Scaevola taccada

Scaevola taccada (Gaertn.) Roxb.

Common Names: White Ink Berry, Hawaiian Sea Lettuce, Sea Lettuce

Family: Goodeniaceae

Habit: Scaevola taccada grows as shrub to 4 m occasionally rooting at the nodes when buried by sand to create large hedges. The leaves are arranged alternately to 25 centimeters long and 10 centimeters wide, with a notched leaf apex. The blades are ovate/obovate/oblanceolate. There are white hairs in the axils and branch tips.

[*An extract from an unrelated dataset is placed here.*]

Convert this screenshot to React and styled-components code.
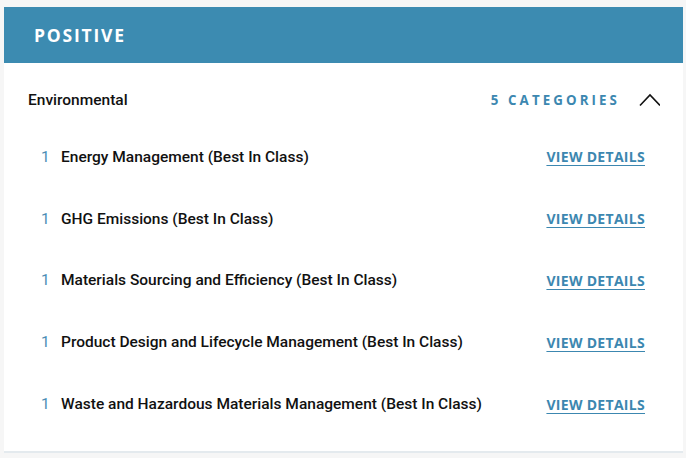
import React from "react";
import styled, { createGlobalStyle } from "styled-components";

const Global = createGlobalStyle`
  html, body { margin: 0; padding: 0; background: #f6f6f6; }
  body { font-family: "Roboto", "Liberation Sans", sans-serif; }
`;

const Page = styled.div`
  padding: 7px 3px 6px 4px;
`;

const Card = styled.section`
  background: #ffffff;
  border-bottom: 2px solid #e4eaee;
`;

const Header = styled.header`
  height: 56px;
  background: #3c8bb1;
  display: flex;
  align-items: center;
  padding-left: 30px;
`;

const Title = styled.h2`
  margin: 0;
  color: #ffffff;
  font-family: "Open Sans", "Liberation Sans", sans-serif;
  font-weight: 700;
  font-size: 17.5px;
  letter-spacing: 1.8px;
`;

const Body = styled.div`
  padding: 26px 23px 16px 24px;
`;

const SectionHead = styled.div`
  display: flex;
  align-items: center;
  height: 22px;
`;

const SectionName = styled.span`
  font-family: "Roboto", sans-serif;
  font-weight: 500;
  font-size: 15.5px;
  color: #111;
  flex: 1;
`;

const Count = styled.span`
  font-family: "Open Sans", "Liberation Sans", sans-serif;
  font-weight: 700;
  font-size: 13.3px;
  letter-spacing: 3.1px;
  color: #3c87b0;
  margin-right: 18px;
`;

const Chevron = styled.svg`
  width: 22px;
  height: 14px;
  display: block;
`;

const List = styled.ul`
  list-style: none;
  margin: 15px 0 0;
  padding: 0 15px 0 13px;
`;

const Item = styled.li`
  height: 61.8px;
  display: flex;
  align-items: center;
`;

const Num = styled.span`
  width: 20px;
  font-family: "Roboto", sans-serif;
  font-weight: 400;
  font-size: 15.5px;
  color: #4a8db5;
`;

const Label = styled.span`
  flex: 1;
  font-family: "Roboto", sans-serif;
  font-weight: 500;
  font-size: 15.5px;
  color: #111;
`;

const Link = styled.a`
  font-family: "Open Sans", "Liberation Sans", sans-serif;
  font-weight: 700;
  font-size: 14px;
  letter-spacing: 0.3px;
  color: #3c87b0;
  text-decoration: underline;
  text-underline-offset: 3px;
  cursor: pointer;
`;

const items = [
  "Energy Management (Best In Class)",
  "GHG Emissions (Best In Class)",
  "Materials Sourcing and Efficiency (Best In Class)",
  "Product Design and Lifecycle Management (Best In Class)",
  "Waste and Hazardous Materials Management (Best In Class)",
];

export default function App() {
  return (
    <>
      <Global />
      <Page>
        <Card>
          <Header>
            <Title>POSITIVE</Title>
          </Header>
          <Body>
            <SectionHead>
              <SectionName>Environmental</SectionName>
              <Count>5 CATEGORIES</Count>
              <Chevron viewBox="0 0 22 14">
                <polyline points="2,12.5 12,2 22,12.5" fill="none" stroke="#111" strokeWidth="1.6" />
              </Chevron>
            </SectionHead>
            <List>
              {items.map((t) => (
                <Item key={t}>
                  <Num>1</Num>
                  <Label>{t}</Label>
                  <Link>VIEW DETAILS</Link>
                </Item>
              ))}
            </List>
          </Body>
        </Card>
      </Page>
    </>
  );
}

The complete, perfect, zygomorphic flowers are in cymes arising in leaf axils. The calyx has 5 fused, green sepals subtended by 2 bracts. The corolla splits forming an apparent half flower appearance and has 5 fused pinkish white petals covered with hairs at their base. There are 5 functional stamens fused to the side of the corolla. The inferior ovary with 2 locules and 2 ovules. The fruit is a drupe turning white at maturity.

Habitat: Scaevola taccada grows in Dunes and Human Altered environments.

Distribution: Scaevola taccada is NOT native to the Lucayan Archipelago. It is native to the South Pacific and Hawaii.

Now occurring as NON-NATIVE INVASIVE species throughout the Lucayan Archipelago, Caribbean, and Florida.

Medicinal/Cultural/Economic Usage: Scaevola taccada is not known to be used medicinally in the Bahamian Archipelago.

Scaevola taccada is a highly destructive invasive species that outcompetes native vegetation and degrades coastal systems through a reduction in biodiversity and coastal erosion.